### Available data:
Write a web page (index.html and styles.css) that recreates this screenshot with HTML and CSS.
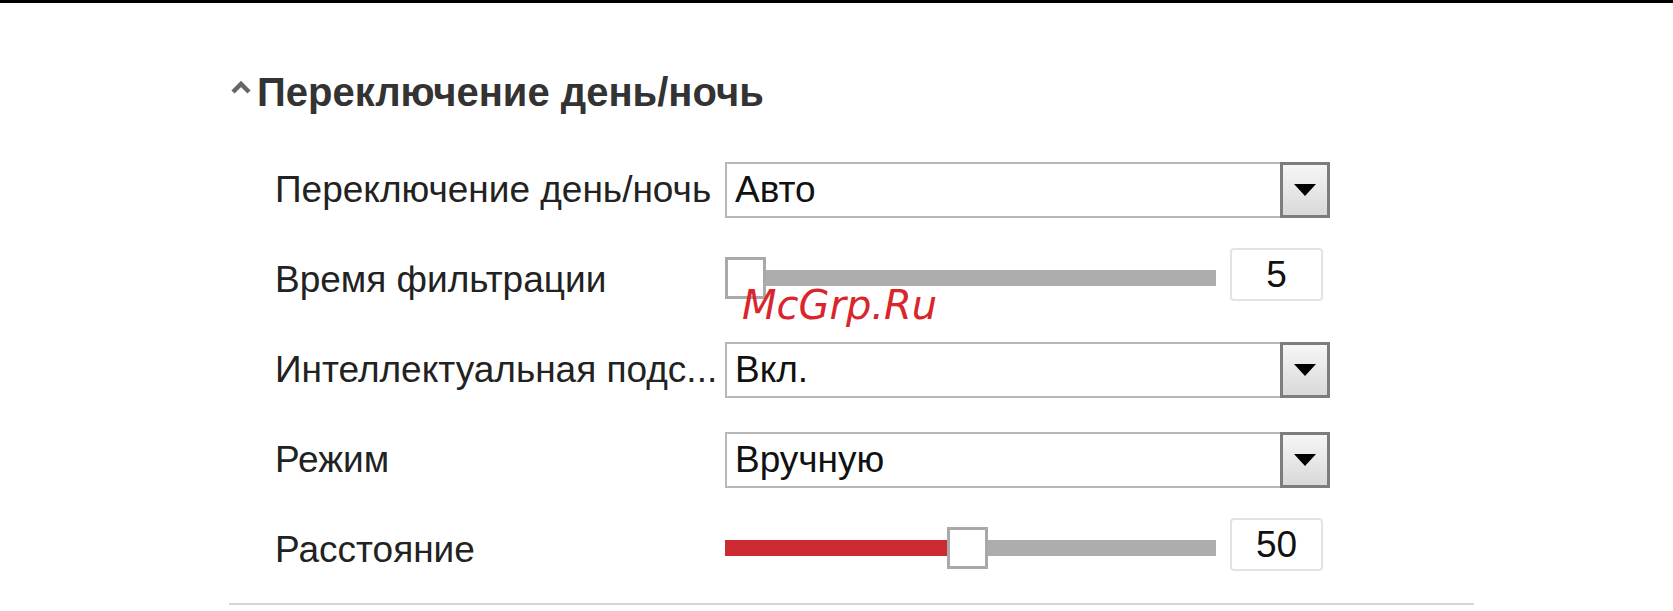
FILE: index.html
```html
<!DOCTYPE html>
<html lang="ru">
<head>
    <meta charset="UTF-8">
    <meta name="viewport" content="width=device-width, initial-scale=1.0">
    <title>Переключение день/ночь</title>
    <link rel="stylesheet" href="styles.css">
</head>
<body>

    <div class="page">

        <!-- Section header -->
        <div class="section-title">
            <svg class="caret" width="24" height="15" viewBox="0 0 24 15">
                <polyline points="4,13 12,5 20,13" fill="none" stroke="#666" stroke-width="4.5"/>
            </svg>
            <span>Переключение день/ночь</span>
        </div>

        <!-- Settings -->
        <div class="settings">
            <div class="row">
                <div class="label">Переключение день/ночь</div>
                <div class="select">
                    <span class="select-text">Авто</span>
                    <span class="select-btn"><span class="arrow"></span></span>
                </div>
            </div>

            <div class="row">
                <div class="label">Время фильтрации</div>
                <div class="slider">
                    <div class="track">
                        <div class="fill" style="width: 0%"></div>
                        <div class="thumb" style="left: 0px"></div>
                    </div>
                    <div class="value">5</div>
                </div>
            </div>

            <div class="row">
                <div class="label" title="Интеллектуальная подсветка">Интеллектуальная подс...</div>
                <div class="select">
                    <span class="select-text">Вкл.</span>
                    <span class="select-btn"><span class="arrow"></span></span>
                </div>
            </div>

            <div class="row">
                <div class="label">Режим</div>
                <div class="select">
                    <span class="select-text">Вручную</span>
                    <span class="select-btn"><span class="arrow"></span></span>
                </div>
            </div>

            <div class="row">
                <div class="label">Расстояние</div>
                <div class="slider">
                    <div class="track">
                        <div class="fill" style="width: 225px"></div>
                        <div class="thumb" style="left: 222px"></div>
                    </div>
                    <div class="value">50</div>
                </div>
            </div>
        </div>

        <div class="divider"></div>
    </div>

    <div class="watermark">McGrp.Ru</div>

</body>
</html>
```

FILE: styles.css
```css
body {
    margin: 0;
    font-family: "Liberation Sans", Arial, sans-serif;
    color: #222;
    background: #fff;
    border-top: 3px solid #000;
    overflow: hidden;
}
.page {
    padding-left: 229px;
    width: 1245px;
}
.section-title {
    display: flex;
    align-items: center;
    gap: 4px;
    height: 50px;
    margin-top: 64px;
    font-size: 40px;
    font-weight: bold;
    color: #333;
}
.caret {
    margin-top: -12px;
}
.settings {
    margin-top: 28px;
    padding-left: 46px;
}
.row {
    display: flex;
    align-items: center;
    height: 90px;
}
.label {
    width: 450px;
    font-size: 37px;
    white-space: nowrap;
}
.select {
    display: flex;
    align-items: stretch;
    width: 605px;
    height: 56px;
    box-sizing: border-box;
    border: 2px solid #b8b8b8;
    background: #fff;
}
.select-text {
    flex: 1;
    display: flex;
    align-items: center;
    padding-left: 8px;
    font-size: 37px;
    color: #111;
}
.select-btn {
    width: 50px;
    box-sizing: border-box;
    border: 3px solid #7d7d7d;
    margin: -2px -2px -2px 0;
    background: linear-gradient(#f6f6f6, #d9d9d9);
    display: flex;
    align-items: center;
    justify-content: center;
}
.arrow {
    width: 0;
    height: 0;
    border-left: 11px solid transparent;
    border-right: 11px solid transparent;
    border-top: 12px solid #000;
}
.slider {
    display: flex;
    align-items: center;
    gap: 14px;
    margin-top: -4px;
}
.track {
    position: relative;
    width: 491px;
    height: 16px;
    background: #adadad;
}
.fill {
    height: 100%;
    background: #cc2b33;
}
.thumb {
    position: absolute;
    top: -13px;
    width: 41px;
    height: 42px;
    box-sizing: border-box;
    border: 3px solid #a9a9a9;
    background: #fff;
}
.value {
    width: 93px;
    height: 53px;
    margin-bottom: 7px;
    box-sizing: border-box;
    border: 2px solid #e0e3e8;
    border-radius: 4px;
    display: flex;
    align-items: center;
    justify-content: center;
    font-size: 37px;
    color: #111;
}
.divider {
    height: 2px;
    margin-top: 8px;
    background: #d6d6d6;
}
.watermark {
    position: absolute;
    left: 742px;
    top: 285px;
    font-family: "DejaVu Sans", sans-serif;
    font-style: italic;
    font-size: 40px;
    line-height: 40px;
    color: #d9262c;
}
```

### What you have to do:
Quote the data exactly, leaving every image out of the copy.

### Exercise solution:
Write a web page (index.html and styles.css) that recreates this screenshot with HTML and CSS.
FILE: index.html
```html
<!DOCTYPE html>
<html lang="ru">
<head>
    <meta charset="UTF-8">
    <meta name="viewport" content="width=device-width, initial-scale=1.0">
    <title>Переключение день/ночь</title>
    <link rel="stylesheet" href="styles.css">
</head>
<body>

    <div class="page">

        <!-- Section header -->
        <div class="section-title">
            <svg class="caret" width="24" height="15" viewBox="0 0 24 15">
                <polyline points="4,13 12,5 20,13" fill="none" stroke="#666" stroke-width="4.5"/>
            </svg>
            <span>Переключение день/ночь</span>
        </div>

        <!-- Settings -->
        <div class="settings">
            <div class="row">
                <div class="label">Переключение день/ночь</div>
                <div class="select">
                    <span class="select-text">Авто</span>
                    <span class="select-btn"><span class="arrow"></span></span>
                </div>
            </div>

            <div class="row">
                <div class="label">Время фильтрации</div>
                <div class="slider">
                    <div class="track">
                        <div class="fill" style="width: 0%"></div>
                        <div class="thumb" style="left: 0px"></div>
                    </div>
                    <div class="value">5</div>
                </div>
            </div>

            <div class="row">
                <div class="label" title="Интеллектуальная подсветка">Интеллектуальная подс...</div>
                <div class="select">
                    <span class="select-text">Вкл.</span>
                    <span class="select-btn"><span class="arrow"></span></span>
                </div>
            </div>

            <div class="row">
                <div class="label">Режим</div>
                <div class="select">
                    <span class="select-text">Вручную</span>
                    <span class="select-btn"><span class="arrow"></span></span>
                </div>
            </div>

            <div class="row">
                <div class="label">Расстояние</div>
                <div class="slider">
                    <div class="track">
                        <div class="fill" style="width: 225px"></div>
                        <div class="thumb" style="left: 222px"></div>
                    </div>
                    <div class="value">50</div>
                </div>
            </div>
        </div>

        <div class="divider"></div>
    </div>

    <div class="watermark">McGrp.Ru</div>

</body>
</html>
```

FILE: styles.css
```css
body {
    margin: 0;
    font-family: "Liberation Sans", Arial, sans-serif;
    color: #222;
    background: #fff;
    border-top: 3px solid #000;
    overflow: hidden;
}
.page {
    padding-left: 229px;
    width: 1245px;
}
.section-title {
    display: flex;
    align-items: center;
    gap: 4px;
    height: 50px;
    margin-top: 64px;
    font-size: 40px;
    font-weight: bold;
    color: #333;
}
.caret {
    margin-top: -12px;
}
.settings {
    margin-top: 28px;
    padding-left: 46px;
}
.row {
    display: flex;
    align-items: center;
    height: 90px;
}
.label {
    width: 450px;
    font-size: 37px;
    white-space: nowrap;
}
.select {
    display: flex;
    align-items: stretch;
    width: 605px;
    height: 56px;
    box-sizing: border-box;
    border: 2px solid #b8b8b8;
    background: #fff;
}
.select-text {
    flex: 1;
    display: flex;
    align-items: center;
    padding-left: 8px;
    font-size: 37px;
    color: #111;
}
.select-btn {
    width: 50px;
    box-sizing: border-box;
    border: 3px solid #7d7d7d;
    margin: -2px -2px -2px 0;
    background: linear-gradient(#f6f6f6, #d9d9d9);
    display: flex;
    align-items: center;
    justify-content: center;
}
.arrow {
    width: 0;
    height: 0;
    border-left: 11px solid transparent;
    border-right: 11px solid transparent;
    border-top: 12px solid #000;
}
.slider {
    display: flex;
    align-items: center;
    gap: 14px;
    margin-top: -4px;
}
.track {
    position: relative;
    width: 491px;
    height: 16px;
    background: #adadad;
}
.fill {
    height: 100%;
    background: #cc2b33;
}
.thumb {
    position: absolute;
    top: -13px;
    width: 41px;
    height: 42px;
    box-sizing: border-box;
    border: 3px solid #a9a9a9;
    background: #fff;
}
.value {
    width: 93px;
    height: 53px;
    margin-bottom: 7px;
    box-sizing: border-box;
    border: 2px solid #e0e3e8;
    border-radius: 4px;
    display: flex;
    align-items: center;
    justify-content: center;
    font-size: 37px;
    color: #111;
}
.divider {
    height: 2px;
    margin-top: 8px;
    background: #d6d6d6;
}
.watermark {
    position: absolute;
    left: 742px;
    top: 285px;
    font-family: "DejaVu Sans", sans-serif;
    font-style: italic;
    font-size: 40px;
    line-height: 40px;
    color: #d9262c;
}
```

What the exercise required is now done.